The function `f(x)=2x^(3)-3(a+b)x^(2)+6abx` has a local maximum at `x=a`, if

To solve the problem, we need to find the conditions under which the function \( f(x) = 2x^3 - 3(a+b)x^2 + 6abx \) has a local maximum at \( x = a \). ### Step-by-Step Solution: 1. **Find the first derivative of \( f(x) \)**: \[ f'(x) = \frac{d}{dx}(2x^3 - 3(a+b)x^2 + 6abx) \] Using the power rule: \[ f'(x) = 6x^2 - 6(a+b)x + 6ab \] 2. **Set the first derivative equal to zero at \( x = a \)**: \[ f'(a) = 6a^2 - 6(a+b)a + 6ab = 0 \] Simplifying this: \[ 6a^2 - 6(a^2 + ab) + 6ab = 0 \] \[ 6a^2 - 6a^2 - 6ab + 6ab = 0 \] This simplifies to \( 0 = 0 \), which is always true.
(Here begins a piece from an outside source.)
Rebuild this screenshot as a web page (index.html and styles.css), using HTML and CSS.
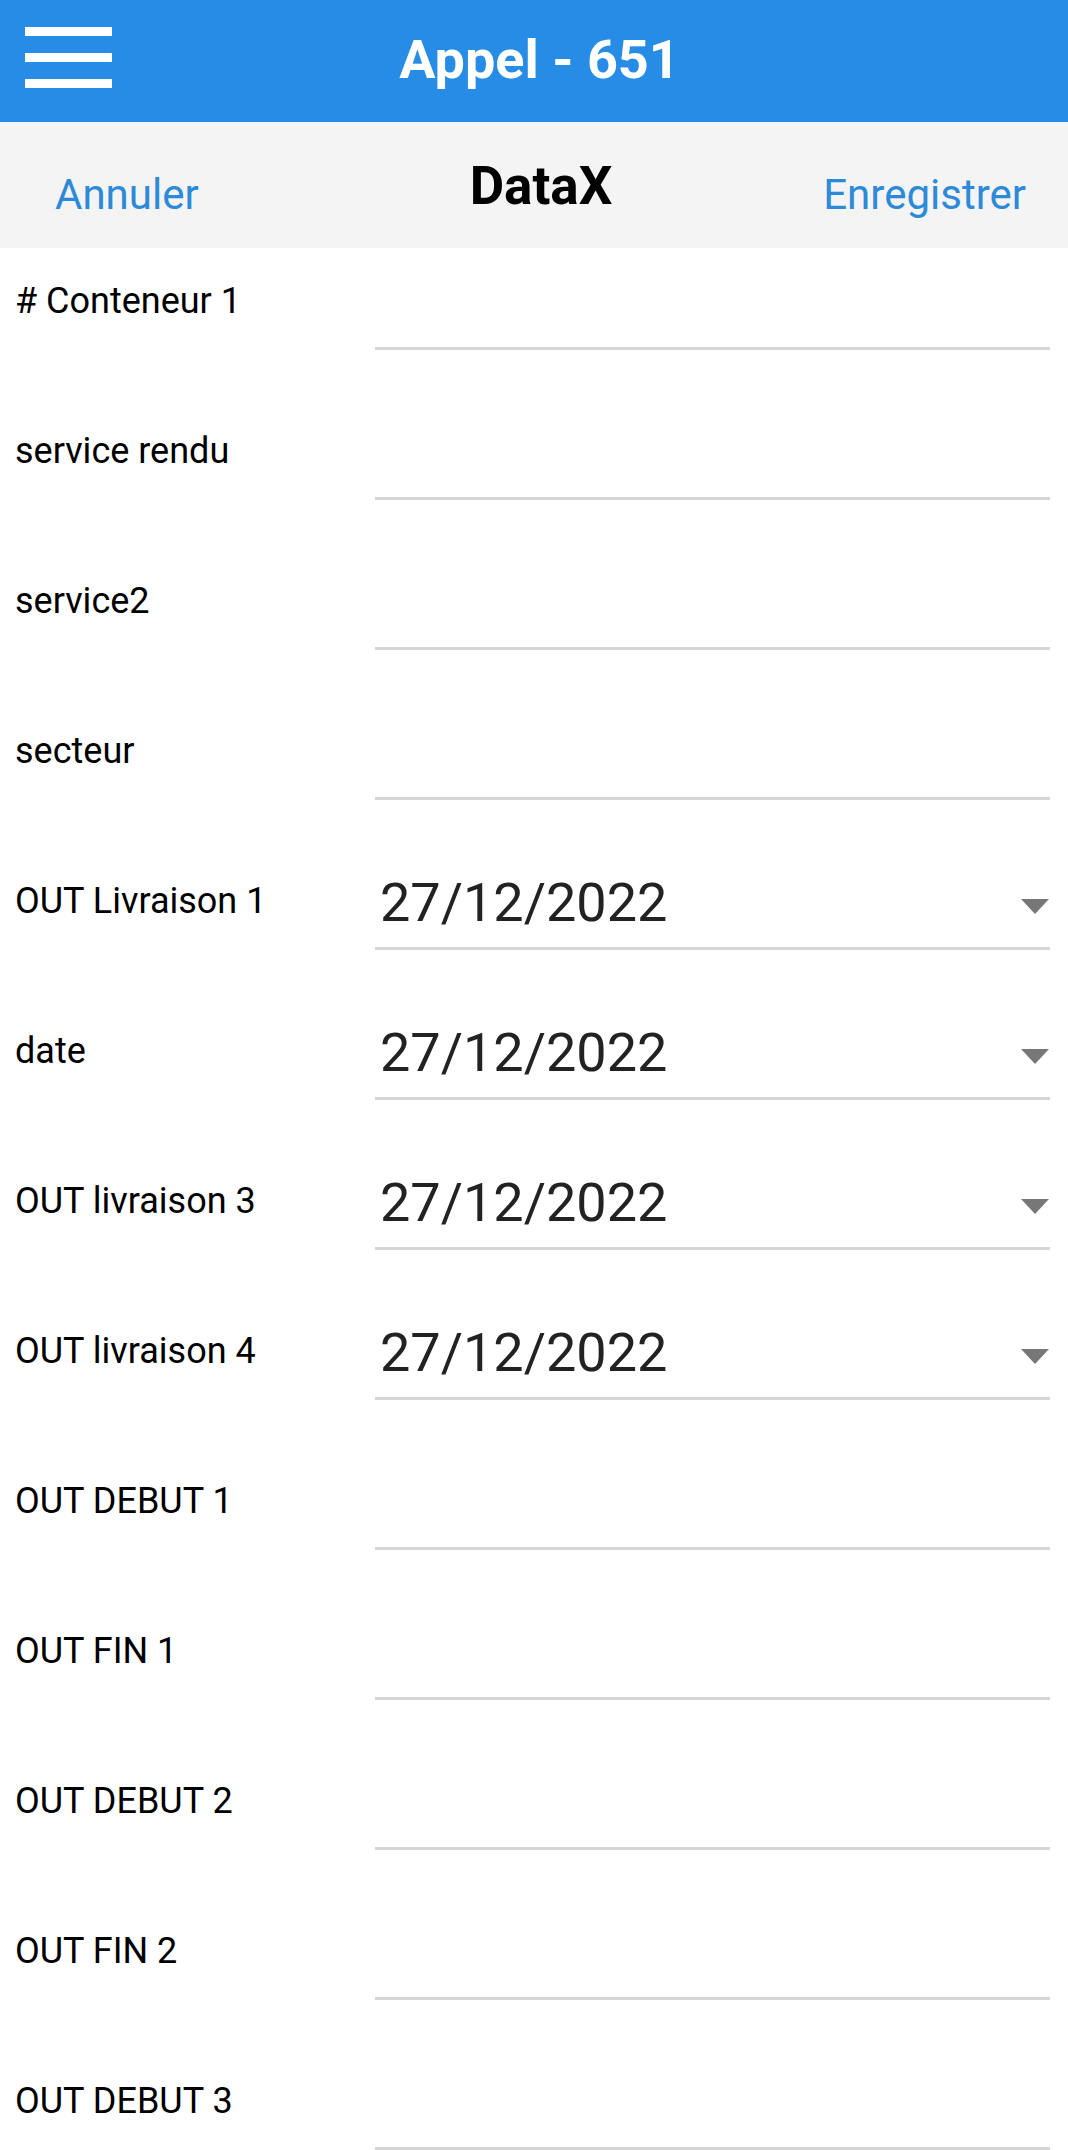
FILE: index.html
```html
<!DOCTYPE html>
<html lang="fr">
<head>
<meta charset="utf-8">
<title>Appel - 651</title>
<link rel="stylesheet" href="styles.css">
</head>
<body>
<header class="appbar">
  <div class="menu" aria-label="Menu">
    <span class="bar"></span>
    <span class="bar"></span>
    <span class="bar"></span>
  </div>
  <h1 class="app-title">Appel - 651</h1>
  <div></div>
</header>
<nav class="toolbar">
  <a class="tb-btn tb-left">Annuler</a>
  <div class="tb-title">DataX</div>
  <a class="tb-btn tb-right">Enregistrer</a>
</nav>
<main class="form">
  <div class="row"><div class="label"># Conteneur 1</div><div class="field"></div></div>
  <div class="row"><div class="label">service rendu</div><div class="field"></div></div>
  <div class="row"><div class="label">service2</div><div class="field"></div></div>
  <div class="row"><div class="label">secteur</div><div class="field"></div></div>
  <div class="row"><div class="label">OUT Livraison 1</div><div class="field date"><span class="value">27/12/2022</span><span class="caret"></span></div></div>
  <div class="row"><div class="label">date</div><div class="field date"><span class="value">27/12/2022</span><span class="caret"></span></div></div>
  <div class="row"><div class="label">OUT livraison 3</div><div class="field date"><span class="value">27/12/2022</span><span class="caret"></span></div></div>
  <div class="row"><div class="label">OUT livraison 4</div><div class="field date"><span class="value">27/12/2022</span><span class="caret"></span></div></div>
  <div class="row"><div class="label">OUT DEBUT 1</div><div class="field"></div></div>
  <div class="row"><div class="label">OUT FIN 1</div><div class="field"></div></div>
  <div class="row"><div class="label">OUT DEBUT 2</div><div class="field"></div></div>
  <div class="row"><div class="label">OUT FIN 2</div><div class="field"></div></div>
  <div class="row"><div class="label">OUT DEBUT 3</div><div class="field"></div></div>
</main>
</body>
</html>
```
FILE: styles.css
```css
* { box-sizing: border-box; }
html, body {
  margin: 0;
  padding: 0;
  background: #ffffff;
  font-family: Roboto, "Noto Sans", "Liberation Sans", sans-serif;
}

.appbar {
  display: grid;
  grid-template-columns: 1fr auto 1fr;
  height: 122px;
  background: #268ce6;
  color: #ffffff;
}
.menu {
  display: flex;
  flex-direction: column;
  gap: 17px;
  padding: 27px 0 0 25px;
}
.bar {
  display: block;
  width: 87px;
  height: 9px;
  background: #ffffff;
}
.app-title {
  margin: 0;
  padding-left: 11px;
  font-size: 54px;
  font-weight: 700;
  line-height: 120px;
  white-space: nowrap;
}

.toolbar {
  display: grid;
  grid-template-columns: 1fr auto 1fr;
  height: 126px;
  background: #f4f4f4;
}
.tb-btn {
  font-size: 42px;
  line-height: 50px;
  padding-top: 48px;
  color: #2d8ad9;
  white-space: nowrap;
}
.tb-left { padding-left: 55px; }
.tb-right { text-align: right; padding-right: 42px; }
.tb-title {
  font-size: 53px;
  font-weight: 700;
  line-height: 60px;
  padding-top: 34px;
  padding-left: 14px;
  color: #000000;
}

.form { display: flex; flex-direction: column; }
.row {
  display: flex;
  height: 150px;
  padding: 0 18px 0 15px;
}
.label {
  width: 360px;
  flex: none;
  font-size: 36px;
  line-height: 40px;
  padding-top: 33px;
  color: #000000;
  white-space: nowrap;
}
.field {
  flex: 1;
  height: 102px;
  border-bottom: 3px solid #d6d6d6;
}
.field.date {
  display: flex;
  justify-content: space-between;
  align-items: flex-start;
  padding-left: 5px;
}
.value {
  font-size: 54px;
  line-height: 60px;
  padding-top: 25px;
  color: #222222;
}
.caret {
  margin-top: 51px;
  margin-right: 1px;
  width: 0;
  height: 0;
  border-left: 14.5px solid transparent;
  border-right: 14.5px solid transparent;
  border-top: 15px solid #777777;
}
```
This means \( x = a \) is a critical point. 3. **Find the second derivative of \( f(x) \)**: \[ f''(x) = \frac{d}{dx}(6x^2 - 6(a+b)x + 6ab) \] Using the power rule again: \[ f''(x) = 12x - 6(a+b) \] 4. **Evaluate the second derivative at \( x = a \)**: \[ f''(a) = 12a - 6(a+b) \] For a local maximum, we require: \[ f''(a) < 0 \] Thus: \[ 12a - 6(a+b) < 0 \] Simplifying this inequality: \[ 12a - 6a - 6b < 0 \] \[ 6a - 6b < 0 \] Dividing by 6: \[ a - b < 0 \] Therefore: \[ a < b \] ### Conclusion: The function \( f(x) \) has a local maximum at \( x = a \) if \( a < b \).